Restate, exactly and without pictures, the lines from the start of the listing below through the line holding "string; value: string;".

++++ DATASET SECTION ++++

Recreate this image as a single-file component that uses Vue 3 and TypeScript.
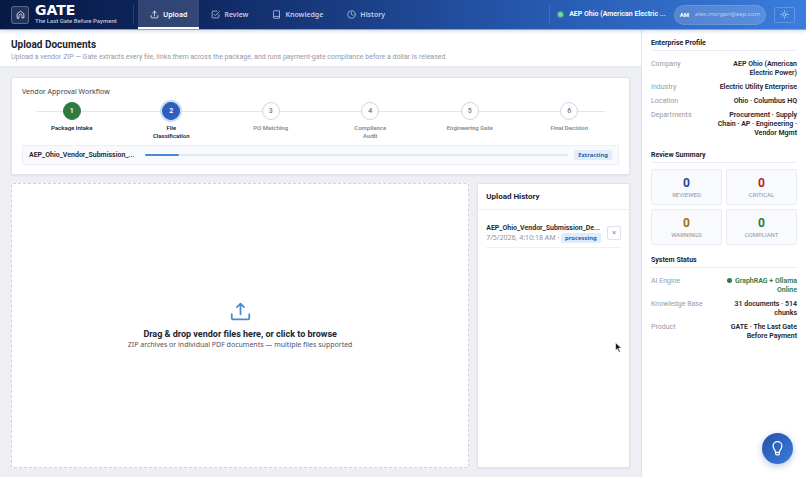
<script setup lang="ts">
import { ref } from 'vue'

interface Step { label: string; state: 'done' | 'active' | 'todo' }
interface Row { label: string; value: string; online?: boolean }

const steps: Step[] = [
  { label: 'Package Intake', state: 'done' },
  { label: 'File\nClassification', state: 'active' },
  { label: 'PO Matching', state: 'todo' },
  { label: 'Compliance\nAudit', state: 'todo' },
  { label: 'Engineering Gate', state: 'todo' },
  { label: 'Final Decision', state: 'todo' },
]

const tabs = ['Upload', 'Review', 'Knowledge', 'History']
const activeTab = ref('Upload')
const progress = ref(8)

const profile: Row[] = [
  { label: 'Company', value: 'AEP Ohio (American Electric Power)' },
  { label: 'Industry', value: 'Electric Utility Enterprise' },
  { label: 'Location', value: 'Ohio · Columbus HQ' },
  { label: 'Departments', value: 'Procurement · Supply Chain · AP · Engineering · Vendor Mgmt' },
]

const status: Row[] = [
  { label: 'AI Engine', value: 'GraphRAG + Ollama Online', online: true },
  { label: 'Knowledge Base', value: '31 documents · 514 chunks' },
  { label: 'Product', value: 'GATE · The Last Gate Before Payment' },
]

const summary = [
  { label: 'Reviewed', value: 0, tone: 'blue' },
  { label: 'Critical', value: 0, tone: 'red' },
  { label: 'Warnings', value: 0, tone: 'amber' },
  { label: 'Compliant', value: 0, tone: 'green' },
]
</script>

<template>
  <div class="app">
    <header class="topbar">
      <a class="brand" href="#">
        <span class="brand-mark">
          <svg viewBox="0 0 24 24" class="icon icon-home"><path d="M3 21V10L12 3l9 7v11h-5v-6a4 4 0 0 0-8 0v6z" /></svg>
        </span>
        <span class="brand-text">
          <span class="brand-name">GATE</span>
          <span class="brand-tag">The Last Gate Before Payment</span>
        </span>
      </a>
      <nav class="tabs" aria-label="Main">
        <button
          v-for="tab in tabs"
          :key="tab"
          type="button"
          class="tab"
          :class="{ active: tab === activeTab }"
          @click="activeTab = tab"
        >
          <svg viewBox="0 0 24 24" class="icon">
            <path v-if="tab === 'Upload'" d="M12 16V3M7 8l5-5 5 5M3 15v4a2 2 0 0 0 2 2h14a2 2 0 0 0 2-2v-4" />
            <path v-else-if="tab === 'Review'" d="M8 11l4 4L22 4M21 12v7a2 2 0 0 1-2 2H5a2 2 0 0 1-2-2V5a2 2 0 0 1 2-2h11" />
            <path v-else-if="tab === 'Knowledge'" d="M4 19V4a2 2 0 0 1 2-2h14v20H6a2 2 0 0 1-2-3a2 2 0 0 1 2-2h14" />
            <g v-else><circle cx="12" cy="12" r="10" /><path d="M12 6v6l4 2" /></g>
          </svg>
          {{ tab }}
        </button>
      </nav>
      <div class="account">
        <span class="org"><i class="dot"></i><span class="org-name">AEP Ohio (American Electric ...</span></span>
        <span class="user"><b class="initials">AM</b><span class="email">alex.morgan@aep.com</span></span>
        <button type="button" class="theme" aria-label="Toggle theme">
          <svg viewBox="0 0 24 24" class="icon"><circle cx="12" cy="12" r="4" /><path d="M12 2v2M12 20v2M2 12h2M20 12h2M5 5l1 1M18 18l1 1M5 19l1-1M18 6l1-1" /></svg>
        </button>
      </div>
    </header>

    <div class="body">
      <main class="main">
        <div class="page-head">
          <h1>Upload Documents</h1>
          <p>Upload a vendor ZIP — Gate extracts every file, links them across the package, and runs payment-gate compliance before a dollar is released</p>
        </div>

        <div class="content">
          <section class="card workflow">
            <h2>Vendor Approval Workflow</h2>
            <ol class="steps">
              <li v-for="(step, i) in steps" :key="step.label" class="step" :class="step.state">
                <span class="num">{{ i + 1 }}</span>
                <span class="step-label">{{ step.label }}</span>
              </li>
            </ol>
            <div class="job">
              <span class="job-name">AEP_Ohio_Vendor_Submission_...</span>
              <div class="track" role="progressbar" aria-label="Extraction" :aria-valuenow="progress">
                <div class="fill" :style="{ width: progress + '%' }"></div>
              </div>
              <span class="badge">Extracting</span>
            </div>
          </section>

          <div class="columns">
            <button type="button" class="dropzone">
              <svg viewBox="0 0 24 24" class="icon icon-drop"><path d="M12 15V3M8 7l4-4 4 4M2 15v4a2 2 0 0 0 2 2h16a2 2 0 0 0 2-2v-4" /></svg>
              <strong>Drag &amp; drop vendor files here, or click to browse</strong>
              <span>ZIP archives or individual PDF documents — multiple files supported</span>
            </button>

            <section class="card history">
              <h2>Upload History</h2>
              <div class="history-list">
                <div class="entry">
                  <div class="entry-text">
                    <div class="entry-name">AEP_Ohio_Vendor_Submission_De...</div>
                    <div class="entry-meta">7/5/2026, 4:10:18 AM · <span class="badge">processing</span></div>
                  </div>
                  <button type="button" class="remove" aria-label="Remove">×</button>
                </div>
              </div>
            </section>
          </div>
        </div>
      </main>

      <aside class="side">
        <section>
          <h3>Enterprise Profile</h3>
          <dl>
            <div v-for="row in profile" :key="row.label" class="row"><dt>{{ row.label }}</dt><dd>{{ row.value }}</dd></div>
          </dl>
        </section>
        <section>
          <h3>Review Summary</h3>
          <div class="stats">
            <div v-for="s in summary" :key="s.label" class="stat">
              <b :class="s.tone">{{ s.value }}</b>
              <span>{{ s.label }}</span>
            </div>
          </div>
        </section>
        <section>
          <h3>System Status</h3>
          <dl>
            <div v-for="row in status" :key="row.label" class="row">
              <dt>{{ row.label }}</dt>
              <dd :class="{ online: row.online }"><i v-if="row.online" class="led"></i>{{ row.value }}</dd>
            </div>
          </dl>
        </section>
      </aside>
    </div>

    <button type="button" class="assistant" aria-label="Open assistant">
      <svg viewBox="0 0 24 24" class="icon"><path d="M9 18c0-3-4-5-4-10a7 7 0 0 1 14 0c0 5-4 7-4 10zM9 18v2a2 2 0 0 0 2 2h2a2 2 0 0 0 2-2v-2" /></svg>
    </button>
    <svg class="pointer" viewBox="0 0 12 18" aria-hidden="true"><path d="M1 1v13l3-3 3 6 2-1-3-6h5z" /></svg>
  </div>
</template>

<style>
body {
  margin: 0;
}
</style>

<style scoped>
* {
  box-sizing: border-box;
}
.app {
  display: flex;
  flex-direction: column;
  min-height: 100vh;
  font-family: Roboto, "Noto Sans", sans-serif;
  font-size: 7px;
  line-height: 9px;
  color: #20242e;
  background: #eeeff5;
}
h1, h2, h3, p, ol, dl, dd {
  margin: 0;
  padding: 0;
}
button {
  font: inherit;
  color: inherit;
  padding: 0;
  cursor: pointer;
}
.tab,
.email,
.badge,
.workflow h2,
.dropzone span,
.entry-meta {
  font-family: "Noto Sans", sans-serif;
}
.icon {
  width: 9px;
  height: 9px;
  flex: none;
  fill: none;
  stroke: currentColor;
  stroke-width: 2;
  stroke-linecap: round;
  stroke-linejoin: round;
}

.topbar {
  position: relative;
  display: flex;
  height: 30px;
  flex: none;
  color: #fff;
  background: linear-gradient(90deg, #071a45 0%, #102862 25%, #2454a8 62%, #3b7ddd 100%);
  border-bottom: 1px solid #77a6ec;
  box-shadow: 0 1px 4px #1a3c8033;
}
.brand {
  display: flex;
  align-items: center;
  gap: 6px;
  width: 134px;
  margin-right: 4px;
  padding-left: 11px;
  color: inherit;
  text-decoration: none;
  background: linear-gradient(#ffffff22, #ffffff22) right center / 1px 20px no-repeat;
}
.brand-mark {
  display: grid;
  place-items: center;
  width: 18px;
  height: 18px;
  border: 1px solid #ffffff44;
  border-radius: 3px;
  background: #ffffff1c;
}
.brand-text {
  display: flex;
  flex-direction: column;
}
.brand-name {
  font: 900 14px/13px "DejaVu Sans", sans-serif;
}
.brand-tag {
  font-size: 6px;
  line-height: 8px;
  font-weight: 500;
  color: #bdc8df;
  white-space: nowrap;
}
.tabs {
  display: flex;
}
.tab {
  display: flex;
  align-items: center;
  gap: 4px;
  padding: 1px 12px 0;
  border: 0;
  border-bottom: 2px solid transparent;
  background: none;
  font-weight: 600;
  color: #c0cce8;
}
.tab.active {
  color: #fff;
  background: #ffffff26;
  border-bottom-color: #fff;
}
.account {
  display: flex;
  align-items: center;
  gap: 8px;
  margin-left: auto;
  padding-right: 11px;
}
.org {
  display: flex;
  align-items: center;
  gap: 6px;
  height: 20px;
  padding-left: 8px;
  border-left: 1px solid #ffffff1c;
  font-weight: 600;
}
.org-name {
  white-space: nowrap;
}
.dot {
  width: 5px;
  height: 5px;
  border-radius: 50%;
  background: #6bdd91;
  box-shadow: 0 0 3px #6bdd91;
}
.user {
  display: flex;
  align-items: center;
  gap: 6px;
  height: 20px;
  padding: 0 5px;
  border: 1px solid #ffffff1c;
  border-radius: 10px;
  background: #ffffff2b;
}
.initials {
  font-size: 6px;
}
.email {
  font-size: 6px;
  color: #b9d0f4;
}
.theme {
  display: grid;
  place-items: center;
  width: 21px;
  height: 16px;
  border: 1px solid #ffffff33;
  border-radius: 2px;
  background: none;
}
.theme .icon {
  color: #c4dafa;
}

.body {
  display: flex;
  flex: 1;
}
.main {
  display: flex;
  flex-direction: column;
  flex: 1;
  min-width: 0;
}
.page-head {
  padding: 9px 11px 4px;
  background: #fff;
  border-bottom: 1px solid #e6e8ef;
}
.page-head h1 {
  margin-bottom: 1px;
  font-size: 10px;
  line-height: 12px;
  font-weight: 700;
}
.page-head p {
  line-height: 10px;
  color: #9498a4;
}
.content {
  display: flex;
  flex-direction: column;
  gap: 8px;
  flex: 1;
  padding: 10px 11px 9px;
}
.card {
  background: #fff;
  border: 1px solid #e0e3eb;
  border-radius: 2px;
  box-shadow: 0 1px 2px #20306012;
}
.workflow {
  padding: 8px 10px 9px;
}
.workflow h2 {
  font-size: 7px;
  line-height: 12px;
  font-weight: 400;
  color: #3c404b;
}
.steps {
  display: flex;
  margin-top: 4px;
  list-style: none;
  background: linear-gradient(#e1e5ec, #e1e5ec) center 9px / calc(100% - 28px) 1px no-repeat;
}
.step {
  display: flex;
  flex-direction: column;
  align-items: center;
  gap: 4px;
  flex: 1;
  min-height: 40px;
}
.num {
  display: grid;
  place-items: center;
  width: 18px;
  height: 18px;
  border: 1px solid #d3d6de;
  border-radius: 50%;
  background: #fff;
  font-weight: 600;
  color: #7c808b;
}
.step-label {
  font-size: 6px;
  line-height: 8px;
  font-weight: 600;
  text-align: center;
  white-space: pre-line;
  color: #858994;
}
.done .num {
  color: #fff;
  background: #2f7a40;
  border-color: #2f7a40;
}
.active .num {
  color: #fff;
  background: #2b5fbc;
  border-color: #2b5fbc;
  box-shadow: 0 0 0 2px #c7dcf7;
}
.done .step-label,
.active .step-label {
  color: #22262f;
}
.job {
  display: flex;
  align-items: center;
  gap: 6px;
  height: 20px;
  margin-top: 3px;
  padding: 0 6px;
  border: 1px solid #eceff5;
  border-radius: 2px;
  background: #f8fafd;
}
.job-name {
  min-width: 106px;
  margin-right: 4px;
  white-space: nowrap;
  font-weight: 600;
}
.track {
  flex: 1;
  height: 2px;
  border-radius: 1px;
  background: #e3e9f1;
}
.fill {
  height: 100%;
  border-radius: 1px;
  background: #4a8ad4;
}
.badge {
  padding: 1px 4px;
  border-radius: 2px;
  background: #e0ecfb;
  font-size: 6px;
  line-height: 8px;
  font-weight: 600;
  color: #234b8b;
}

.columns {
  display: grid;
  grid-template-columns: minmax(0, 3fr) minmax(0, 1fr);
  gap: 8px;
  flex: 1;
}
.dropzone {
  display: flex;
  flex-direction: column;
  align-items: center;
  justify-content: center;
  border: 1px dashed #cdd1da;
  border-radius: 2px;
  background: #fff;
}
.icon-drop {
  width: 21px;
  height: 21px;
  margin-bottom: 7px;
  color: #4a8ad0;
}
.dropzone strong {
  font-size: 9px;
  line-height: 11px;
  font-weight: 700;
}
.dropzone span {
  line-height: 10px;
  color: #50545f;
}
.history h2 {
  padding: 7px 8px;
  border-bottom: 1px solid #eef0f5;
  font-size: 8px;
  line-height: 11px;
  font-weight: 700;
}
.history-list {
  padding: 8px;
}
.entry {
  display: flex;
  align-items: center;
  gap: 7px;
  padding: 5px 0 4px;
  border-bottom: 1px solid #eff1f5;
}
.entry-text {
  flex: 1;
  min-width: 0;
}
.entry-name {
  white-space: nowrap;
  line-height: 10px;
  font-weight: 600;
}
.entry-meta {
  line-height: 10px;
  white-space: nowrap;
  color: #8d919c;
}
.remove {
  width: 14px;
  height: 14px;
  border: 1px solid #dfe2e8;
  border-radius: 2px;
  background: #fff;
  color: #7c808b;
}

.side {
  display: flex;
  flex-direction: column;
  gap: 10px;
  width: 165px;
  padding: 8px 9px;
  background: #fff;
  border-left: 1px solid #dfe2ea;
}
.side h3 {
  padding-bottom: 2px;
  margin-bottom: 6px;
  border-bottom: 1px solid #eceef3;
  font-size: 7px;
  line-height: 10px;
  font-weight: 700;
}
.row {
  display: flex;
  justify-content: space-between;
  padding: 3px 0 2px;
}
.row dt {
  color: #959aa6;
}
.row dd {
  width: 84px;
  font-weight: 600;
  text-align: right;
}
.row .online {
  color: #2f7a46;
}
.led {
  display: inline-block;
  width: 5px;
  height: 5px;
  margin-right: 3px;
  border-radius: 50%;
  background: currentColor;
}
.stats {
  display: grid;
  grid-template-columns: 1fr 1fr;
  gap: 4px;
}
.stat {
  display: flex;
  flex-direction: column;
  align-items: center;
  justify-content: center;
  height: 36px;
  border: 1px solid #e9ecf3;
  border-radius: 2px;
  background: #f8fafd;
}
.stat b {
  font-size: 12px;
  line-height: 14px;
}
.stat span {
  font-size: 6px;
  line-height: 9px;
  text-transform: uppercase;
  color: #8f94a1;
}
.blue { color: #2348a0; }
.red { color: #b3262e; }
.amber { color: #a06d1b; }
.green { color: #2d7a42; }

.assistant {
  position: fixed;
  right: 13px;
  bottom: 13px;
  display: grid;
  place-items: center;
  width: 31px;
  height: 31px;
  border: 0;
  border-radius: 50%;
  color: #fff;
  background: linear-gradient(135deg, #2450a6, #3b7ddd);
  box-shadow: 0 2px 7px #2858ac55;
}
.assistant .icon {
  width: 15px;
  height: 15px;
}
.pointer {
  position: absolute;
  left: 615px;
  top: 342px;
  width: 7px;
  height: 11px;
  fill: #111;
  stroke: #fff;
  pointer-events: none;
}
</style>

++++

■ **TASK SOLUTION**
Recreate this image as a single-file component that uses Vue 3 and TypeScript.
<script setup lang="ts">
import { ref } from 'vue'

interface Step { label: string; state: 'done' | 'active' | 'todo' }
interface Row { label: string; value: string; online?: boolean }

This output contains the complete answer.